If man is not born son of God but becomes so, there naturally follows that this cannot be the platform for presumption or condemnation in regard to others. As John Paul II reminded us in his encyclical Redemptoris missio, “the faith we have received” is a “gift from Above by no merit of our own”.
The experience of sonship, rather, is totally full only of gratitude, for the unmerited gift, and of hope in regard to others. Therefore, it is not a question of judging disbelievers, those far away from us in faith, or even those who might appear to be adversaries. One reason is that each one of them could encounter the Christian fact when he least expects it. As Charles Péguy wrote in a commentary on a verse by Corneille, “God touches hearts when we least expect it. It is the same formula as the bite, it is the formula of the attack, of the blow, of the penetration of grace. But it also implies that whoever thinks about it, whoever has a habit of thinking about it, who is covered by the stratum of habit is also the one who is less exposed and, so to speak, offers less possibility for approach”.

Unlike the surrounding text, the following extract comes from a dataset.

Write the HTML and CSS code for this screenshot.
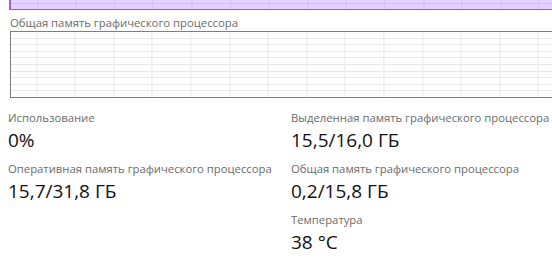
FILE: index.html
```html
<!DOCTYPE html>
<html lang="ru">
<head>
    <meta charset="UTF-8">
    <meta name="viewport" content="width=device-width, initial-scale=1.0">
    <title>Графический процессор</title>
    <link rel="stylesheet" href="styles.css">
</head>
<body>

<div class="graph graph-copy"></div>

<div class="graph-title">Общая память графического процессора</div>
<div class="graph graph-shared"></div>

<div class="stats">
    <div class="stat-col">
        <div class="stat">
            <div class="stat-label">Использование</div>
            <div class="stat-value">0%</div>
        </div>
        <div class="stat">
            <div class="stat-label">Оперативная память графического процессора</div>
            <div class="stat-value">15,7/31,8 ГБ</div>
        </div>
    </div>
    <div class="stat-col">
        <div class="stat">
            <div class="stat-label">Выделенная память графического процессора</div>
            <div class="stat-value">15,5/16,0 ГБ</div>
        </div>
        <div class="stat">
            <div class="stat-label">Общая память графического процессора</div>
            <div class="stat-value">0,2/15,8 ГБ</div>
        </div>
        <div class="stat">
            <div class="stat-label">Температура</div>
            <div class="stat-value">38 °C</div>
        </div>
    </div>
</div>

</body>
</html>
```

FILE: styles.css
```css
body {
    font-family: "Open Sans", "Noto Sans", sans-serif;
    background-color: #fff;
    color: #000;
    margin: 0;
    padding: 0;
    overflow: hidden;
    width: 552px;
    height: 259px;
}
.graph {
    margin-left: 10px;
    width: 560px;
    border: 1px solid #7d7d7d;
    border-right: none;
    background-color: #fff;
    background-image:
        repeating-linear-gradient(to right, transparent 0 37.6px, #e8e8e8 37.6px 38.6px),
        repeating-linear-gradient(to bottom, transparent 0 5.6px, #e8e8e8 5.6px 6.6px);
    background-position: -12.6px 0, 0 0;
}
/* bottom edge of the graph above, scrolled mostly out of view */
.graph-copy {
    height: 9px;
    border-top: none;
    border-left: 2px solid #a15ce6;
    margin-left: 9px;
    background-color: #e3d2ff;
    background-image:
        repeating-linear-gradient(to right, transparent 0 37.6px, #d3bdf0 37.6px 38.6px),
        linear-gradient(to bottom, transparent 0 3px, #d3bdf0 3px 4px, transparent 4px);
    background-position: -11.6px 0, 0 0;
}
.graph-title {
    margin: 5px 0 0 10px;
    font-size: 11.3px;
    line-height: 16px;
    color: #6b6b6b;
    white-space: nowrap;
}
.graph-shared {
    height: 65px;
}
.stats {
    display: grid;
    grid-template-columns: 283px 1fr;
    padding: 12px 0 0 8px;
}
.stat {
    margin-bottom: 6px;
}
.stat-label {
    font-size: 11.3px;
    line-height: 16px;
    color: #6b6b6b;
    white-space: nowrap;
}
.stat-value {
    font-size: 19px;
    line-height: 29px;
    color: #111;
    white-space: nowrap;
}
```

This gratitude judges no one. Rather, it is magnanimous and compassionate even in the presence of error and sin. This is what happened to Saint Francis Xavier, the beloved disciple Ignatius of Loyola sent out to evangelize the Far East. In the presence of even the most torpid of the pagans’ sins, Francis Xavier was astounded that in the absence of faith, the sacraments and filial prayer they did not commit an even graver variety. He wrote in a letter from Cochin to his companions in 1552: “I do not wonder at the sins between male and female bonzi even though sins they are and in great quantity. Rather, I wonder that they don’t commit more of them...”.